Live performance is a lot like cooking meals from scratch. It can be really really good if you know what you’re doing. Although these days frozen food, ie. Recorded music, is potentially better with all types of technology available and often is. But there still are a lot of crappy frozen meals out there - too much salt and chemicals intended to make things taste better but they really don’t.

 

 

Sorry. My aged not so nimble fingers anymore and spell check always get me into typo errors -  ecstasy of art, no extract -  I will strive not to strive.

It appears this community is divided into two camps with regard to preference for “the real thing” and the state of the art of music recording and reproduction.  I will attempt to generalize some conclusions.  One camp prefers live performances (amplified or acoustic, with the latter the majority).  They cite their preference is based a the artistic, immersive and immediate nature of the performance where all senses are stimulated. The camp notes differences in timbre, staging, imaging and dynamics from recorded and reproduced music, preferring live performances.  The second camp prefers recorded and reproduced music.  The camp cites the ability to hear all performers without smearing and loss of detail due to hall effects, and no distractions from the audience .  There is a preference for the staging , imaging, and dynamics  of recorded and reproduced music and no issues with timbre.  Both camps are neither right or wrong for it is what they prefer.  

I will always prefer a live performance of acoustic music regardless of genre, and support all of the arts (music, dance, theater, and the visual arts including architecture).  I also will frequent amplified rock and jazz performances but there are separate expectations for this experience as I attempted to articulate in this thread.  I will to strive to make my system approach my ideal of the “real thing” within my means for it  “inspires me to appreciate the real thing, in part by triggering my memories of the extract of art. “ Thank you again @northman for your eloquent post.
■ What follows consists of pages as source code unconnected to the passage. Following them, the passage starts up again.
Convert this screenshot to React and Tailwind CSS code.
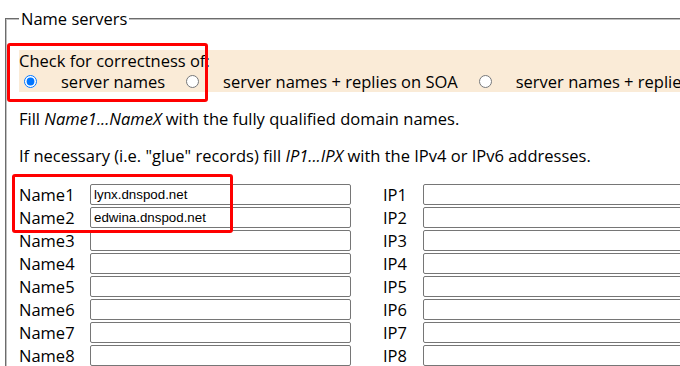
const names = [
  { n: "Name1", ip: "IP1", v: "lynx.dnspod.net" },
  { n: "Name2", ip: "IP2", v: "edwina.dnspod.net" },
  { n: "Name3", ip: "IP3", v: "" },
  { n: "Name4", ip: "IP4", v: "" },
  { n: "Name5", ip: "IP5", v: "" },
  { n: "Name6", ip: "IP6", v: "" },
  { n: "Name7", ip: "IP7", v: "" },
  { n: "Name8", ip: "IP8", v: "" },
];

function Field({ value }) {
  return (
    <input
      type="text"
      defaultValue={value}
      className="h-[21px] w-[261px] shrink-0 rounded-[2px] border border-[#767676] bg-white px-[3px] text-[13.33px] text-black outline-none [font-family:'Liberation_Sans',Arial,sans-serif]"
    />
  );
}

export default function App() {
  return (
    <div className="relative h-[366px] w-[680px] overflow-hidden bg-white text-[16.5px] leading-[21px] text-black [font-family:'Open_Sans','Noto_Sans',sans-serif]">
      <fieldset className="mt-[8px] ml-[5px] w-[720px] border-2 border-[#c0c0c0] px-[12px] [border-style:groove]">
        <legend className="px-[2px]">Name servers</legend>

        <div className="mt-[21px] bg-[#faebd7]">
          <div>Check for correctness of:</div>
          <div className="flex items-center whitespace-nowrap">
            <input type="radio" name="check" defaultChecked className="ml-[5px] mr-[24px] h-[13px] w-[13px]" />
            <span>server names</span>
            <input type="radio" name="check" className="ml-[21px] mr-[24px] h-[13px] w-[13px]" />
            <span>server names + replies on SOA</span>
            <input type="radio" name="check" className="ml-[21px] mr-[24px] h-[13px] w-[13px]" />
            <span>server names + replies on SOA + data</span>
          </div>
        </div>

        <p className="mt-[16px]">
          Fill <i>Name1...NameX</i> with the fully qualified domain names.
        </p>
        <p className="mt-[16px] whitespace-nowrap">
          If necessary (i.e. "glue" records) fill <i>IP1...IPX</i> with the IPv4 or IPv6 addresses.
        </p>

        <div className="mt-[18px] flex flex-col gap-[2px]">
          {names.map((r) => (
            <div key={r.n} className="flex items-center">
              <span className="w-[71px] shrink-0">{r.n}</span>
              <Field value={r.v} />
              <span className="ml-[32px] w-[40px] shrink-0">{r.ip}</span>
              <Field value="" />
            </div>
          ))}
        </div>
      </fieldset>

      <div className="pointer-events-none absolute left-[7px] top-[43px] h-[59px] w-[201px] rounded-[3px] border-[3px] border-[#f00]" />
      <div className="pointer-events-none absolute left-[12px] top-[174px] h-[59px] w-[221px] rounded-[3px] border-[3px] border-[#f00]" />
    </div>
  );
}
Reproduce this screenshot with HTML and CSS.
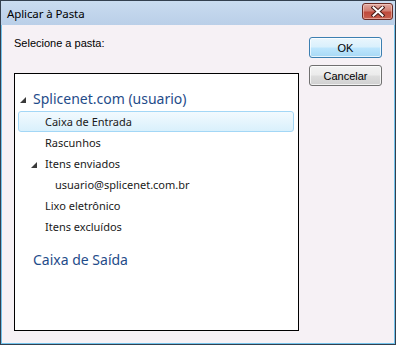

I hope regardless of our position on live vs recorded music and the state of the art or recording and reproduction technology, we will support all of the arts this new year and on.  Let’s do are part to assure the performing and visual arts flourish healthy. I wish all health and happiness for the new year. 

@viber6 

Pure nonsense. There are all types of live sound presentation, and all are good for different purposes You prefer in-your-face perspective, not everyone does.

           

@fleschler, right.  The only exception is if you are lucky to sit very close to a small chamber ensemble in a small room.  In summer of 2005 before Hurricane Katrina, I went to Preservation Hall in New Orleans.  For $6 I got to hear a jazz band for 30 min.  There were 3 benches, room for 20 listeners in a cave-like room with the performers on a small stage with an upright piano.  Crackling hot and live!!  I don't see why most audiophiles crave the mid hall muddy sound--they need to go to Preservation Hall and wake up to real excitement.  Forget Carnegie and other famous halls.  Forget soundstage audiophile BS.  Preservation Hall is still around at $40 a seat.  $400 seats at Carnegie are for society conscious people who are there to be seen but don't know anything about raw sound and hearing as much as possible of the written score.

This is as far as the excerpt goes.